In 2014, you wrote a post on Facebook, and you were talking about the first time that you wrote music. You said in the post that right then, you saw the rest of your life, and you knew that you were "doomed." What did that mean? Doomed to what?
Doomed to pursue it. Now I had a taste of ... I don't know. I'd touched God, I felt like. And once you feel that, you can't keep living your life like it didn't happen. I felt like I finally found some mysterious inner spring, and I had to keep pursuing it.
Was music a big part of your childhood?
It was a part of it. A lot of musicians talk about how they were into music from the start; they always wanted to be musicians. It wasn't like that for me. I didn't think of it as a job or a career — it was just something that was constant. I moved around so much, and music was the one thing that couldn't be taken away from me: I could just do it on my own terms, and I could learn so much about it. You can never learn enough about music. So it was always a part of my childhood, but it wasn't a conscious part of it in any way.
Does that mean your parents didn't necessarily know this was something they needed to cultivate in you, because it was just so casual? Were they supportive?
They were always hands-off but supportive, in that they never pushed me towards anything. Like I was talking about with my professors, I think my parents learned early on that I will just do as I do and there's not much they can do about it, and so they kind of just let me go and let me do my thing.
I took a few piano lessons as a kid but it didn't last; I just learned piano from doing it over and over on my own, because I didn't have many friends and there was always a keyboard in the house. And then I decided to go to music school, and they were like, "Okay! Do your thing."
I want to ask about another song on the album, called "Your Best American Girl." It plays like a pretty straight-ahead indie rock single, but when you get into it, you realize that there's something else going on. Where does this song come from?
From ... from me! It's just a feeling of loving someone so much, and yet being from completely different backgrounds and not being able to do anything about it. You watch movies where the couple loves each other so much but can't be together because of their fate or whatever, and when I was younger I thought that was so stupid. I just thought, "They love each other, why can't they be together? This is ridiculous." But then as I got older, it's like, "Oh, I see." Sometimes life or your backgrounds just kind of get in the way, and there's nothing you can really do about it.
Do you want to get more specific?
Um, no! Because then I would get into my personal life, and I don't know who's listening.
Is it more cumbersome to write about your own experience, because that requires a more introspective kind of work? Or does that come pretty easily to you?

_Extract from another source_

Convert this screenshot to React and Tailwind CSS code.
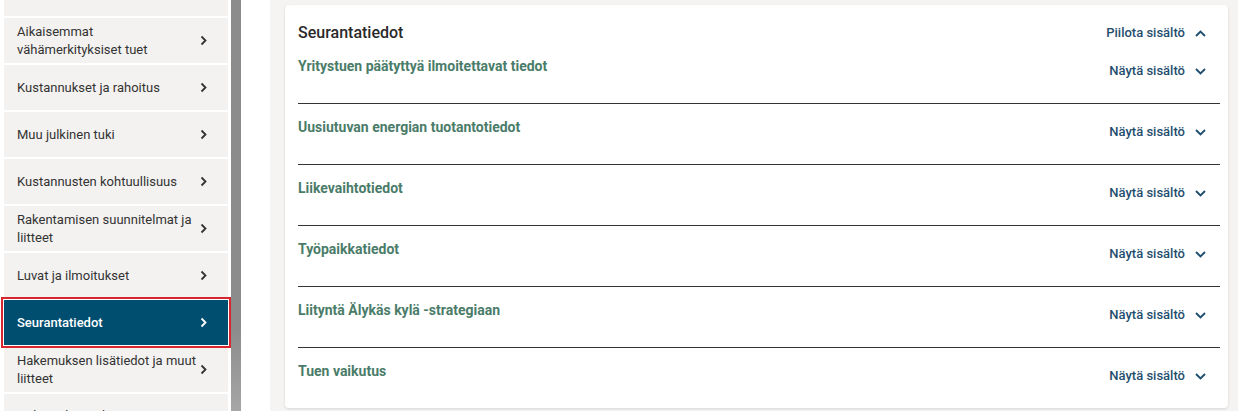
import React from "react";

const navItems = [
  { label: "", partial: true },
  { label: "Aikaisemmat vähämerkityksiset tuet" },
  { label: "Kustannukset ja rahoitus" },
  { label: "Muu julkinen tuki" },
  { label: "Kustannusten kohtuullisuus" },
  { label: "Rakentamisen suunnitelmat ja liitteet" },
  { label: "Luvat ja ilmoitukset" },
  { label: "Seurantatiedot", active: true },
  { label: "Hakemuksen lisätiedot ja muut liitteet" },
  { label: "Hakemuksen yhteenveto", last: true },
];

const sections = [
  "Yritystuen päätyttyä ilmoitettavat tiedot",
  "Uusiutuvan energian tuotantotiedot",
  "Liikevaihtotiedot",
  "Työpaikkatiedot",
  "Liityntä Älykäs kylä -strategiaan",
  "Tuen vaikutus",
];

const ChevronRight = ({ className }) => (
  <svg width="8" height="11" viewBox="0 0 8 11" className={`shrink-0 ${className || ""}`} fill="none">
    <path d="M1.5 1.5l4 4-4 4" stroke="currentColor" strokeWidth="1.8" />
  </svg>
);

const Chevron = ({ up }) => (
  <svg width="11" height="7" viewBox="0 0 11 7" fill="none" className="shrink-0">
    <path
      d={up ? "M1 6l4.5-4.5L10 6" : "M1 1l4.5 4.5L10 1"}
      stroke="currentColor"
      strokeWidth="1.9"
    />
  </svg>
);

const NavItem = ({ item }) => {
  if (item.active) {
    return (
      <div className="relative h-[45px] shrink-0 flex items-center justify-between pl-[13px] pr-[20px] bg-[#004e6f] text-white font-medium outline-2 outline-[#d7262e] outline-offset-1">
        <span>{item.label}</span>
        <ChevronRight />
      </div>
    );
  }
  if (item.last) {
    return (
      <div className="h-[45px] shrink-0 flex items-start pt-[13px] pl-[13px] pr-[20px] bg-[#f3f2f0] text-[#333]">
        <span>{item.label}</span>
      </div>
    );
  }
  return (
    <div className="h-[45px] shrink-0 flex items-center justify-between pl-[13px] pr-[20px] bg-[#f3f2f0] text-[#333]">
      <span className="max-w-[184px]">{item.label}</span>
      {!item.partial && <ChevronRight className="text-[#333]" />}
    </div>
  );
};

const Section = ({ title, first }) => (
  <div
    className={`flex justify-between mr-[8px] ${
      first ? "h-[60px] -mt-[2px]" : "h-[61px] border-t border-[#333]"
    }`}
  >
    <div className="pt-[13px] text-[14px] leading-[20px] font-bold text-[#4a7c69]">
      {title}
    </div>
    <button className="mt-[18px] h-[20px] flex items-center gap-[10px] pr-[14px] text-[13px] font-medium text-[#1f4e6e]">
      Näytä sisältö
      <Chevron />
    </button>
  </div>
);

export default function App() {
  return (
    <div
      className="flex h-[411px] w-[1238px] overflow-hidden bg-white"
      style={{ fontFamily: "Roboto, 'Liberation Sans', sans-serif" }}
    >
      {/* Side navigation */}
      <aside className="w-[231px] shrink-0 bg-white">
        <nav className="-mt-[29px] flex flex-col gap-[2px] pl-[4px] pr-[3px] text-[13px] leading-[18px]">
          {navItems.map((item, idx) => (
            <NavItem key={idx} item={item} />
          ))}
        </nav>
      </aside>

      {/* Scroll track */}
      <div className="w-[10px] shrink-0 bg-gradient-to-b from-[#8c8c8c] from-80% to-[#a6a6a6]" />
      <div className="w-[29px] shrink-0 bg-white" />

      {/* Main content */}
      <main className="flex-1 bg-[#f5f4f2] pl-[15px] pr-[10px] pt-[5px]">
        <div className="bg-white rounded-[4px] shadow-[0_1px_3px_rgba(0,0,0,0.12)] pl-[13px] pt-[16px]">
          <div className="flex items-center justify-between h-[24px] mr-[8px]">
            <h2 className="text-[16px] font-medium text-[#2a2a2a]">Seurantatiedot</h2>
            <button className="flex items-center gap-[10px] pr-[14px] text-[13px] font-medium text-[#1f4e6e]">
              Piilota sisältö
              <Chevron up />
            </button>
          </div>
          {sections.map((s, idx) => (
            <Section key={s} title={s} first={idx === 0} />
          ))}
        </div>
      </main>
    </div>
  );
}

Well, I'm a very selfish person: I'm always thinking about myself, so it's not difficult. Obviously I'm performing for an audience, but when I'm writing I'm not thinking about any kind of audience. I go back into that world I've cultivated for myself that's just mine, and when I go there I dig up something and try to express it in some abstract way.
We started off talking about the nature of happiness, and joy and ecstasy versus contentment. So where are you at today? Are you ecstatic? Are you content? Are you somewhere in between? Have you figured out what happiness means to you?
Realistically, I don't think we ever actually find anything. It depends not only day by day, but hour by hour. But right now, in this moment, I feel like I'm doing a job. For so long I worked towards people listening to my music — and now people are listening to my music, and I'm talking to you, and my album's coming out. I think I'm feeling pretty content. We'll see how I feel in an hour, and tomorrow, and in a year, you know?